> [STATED PROBLEM]:
Check each line of the listing, and copy it if it contains the word "styled".

# GIVEN MATERIAL start

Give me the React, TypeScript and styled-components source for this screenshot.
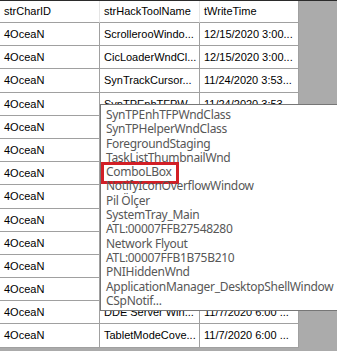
import styled, { createGlobalStyle } from 'styled-components';

const GlobalStyle = createGlobalStyle`
  html, body {
    margin: 0;
    padding: 0;
    background: #ababab;
  }
  #root {
    width: 337px;
    height: 351px;
    overflow: hidden;
  }
`;

const Frame = styled.div`
  position: relative;
  width: 337px;
  height: 351px;
  background: #ababab;
  border-top: 1px solid #2b2b2b;
  box-sizing: border-box;
  overflow: hidden;
`;

const Grid = styled.div`
  display: grid;
  grid-template-columns: 100px 100px 99px;
  width: 299px;
  font-family: 'Liberation Sans', Arial, sans-serif;
  font-size: 11px;
  color: #000;
`;

const Cell = styled.div<{ $header?: boolean }>`
  height: ${(p) => (p.$header ? '21px' : '22.2px')};
  line-height: ${(p) => (p.$header ? '21px' : '22.2px')};
  padding: 0 4px;
  background: #fff;
  border-right: 1px solid ${(p) => (p.$header ? '#e5e5e5' : '#a0a0a0')};
  border-bottom: 1px solid #a0a0a0;
  white-space: nowrap;
  overflow: hidden;
  box-sizing: content-box;
  &:nth-child(3n) {
    border-right: 1px solid #a0a0a0;
  }
`;

const Tip = styled.div`
  position: absolute;
  left: 100px;
  top: 103px;
  width: 245px;
  padding: 3px 0 2px 5px;
  background: #fff;
  border: 1px solid #767676;
  font-family: 'Noto Sans', 'Open Sans', sans-serif;
  font-size: 12px;
  letter-spacing: -0.3px;
  color: #575757;
`;

const TipLine = styled.div<{ $marked?: boolean }>`
  height: 14.3px;
  line-height: 14.3px;
  white-space: nowrap;
  position: relative;
  ${(p) =>
    p.$marked &&
    `
    &::after {
      content: '';
      position: absolute;
      left: -5px;
      top: -3px;
      width: 72px;
      height: 16px;
      border: 3px solid #d21f26;
    }
  `}
`;

const headers = ['strCharID', 'strHackToolName', 'tWriteTime'];

const rows: [string, string][] = [
  ['ScrollerooWindo...', '12/15/2020 3:00...'],
  ['CicLoaderWndCl...', '12/15/2020 3:00...'],
  ['SynTrackCursor...', '11/24/2020 3:53...'],
  ['SynTPEnhTFPW', '11/24/2020 3:53'],
  ['', ''],
  ['', ''],
  ['', ''],
  ['', ''],
  ['', ''],
  ['', ''],
  ['', ''],
  ['', ''],
  ['DDE Server Win...', '11/7/2020 6:00 ...'],
  ['TabletModeCove...', '11/7/2020 6:00 ...'],
];

const tipLines = [
  'SynTPEnhTFPWndClass',
  'SynTPHelperWndClass',
  'ForegroundStaging',
  'TaskListThumbnailWnd',
  'ComboLBox',
  'NotifyIconOverflowWindow',
  'Pil Ölçer',
  'SystemTray_Main',
  'ATL:00007FFB27548280',
  'Network Flyout',
  'ATL:00007FFB1B75B210',
  'PNIHiddenWnd',
  'ApplicationManager_DesktopShellWindow',
  'CSpNotif...',
];

export default function App() {
  return (
    <>
      <GlobalStyle />
      <Frame>
        <Grid>
          {headers.map((h) => (
            <Cell key={h} $header>
              {h}
            </Cell>
          ))}
          {rows.map(([tool, time], i) => (
            <>
              <Cell key={`a${i}`}>4OceaN</Cell>
              <Cell key={`b${i}`}>{tool}</Cell>
              <Cell key={`c${i}`}>{time}</Cell>
            </>
          ))}
        </Grid>
        <Tip>
          {tipLines.map((t) => (
            <TipLine key={t} $marked={t === 'ComboLBox'}>
              {t}
            </TipLine>
          ))}
        </Tip>
      </Frame>
    </>
  );
}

# GIVEN MATERIAL end

> [CORRECT OUTPUT]:
Give me the React, TypeScript and styled-components source for this screenshot.
import styled, { createGlobalStyle } from 'styled-components';
const Frame = styled.div`
const Grid = styled.div`
const Cell = styled.div<{ $header?: boolean }>`
const Tip = styled.div`
const TipLine = styled.div<{ $marked?: boolean }>`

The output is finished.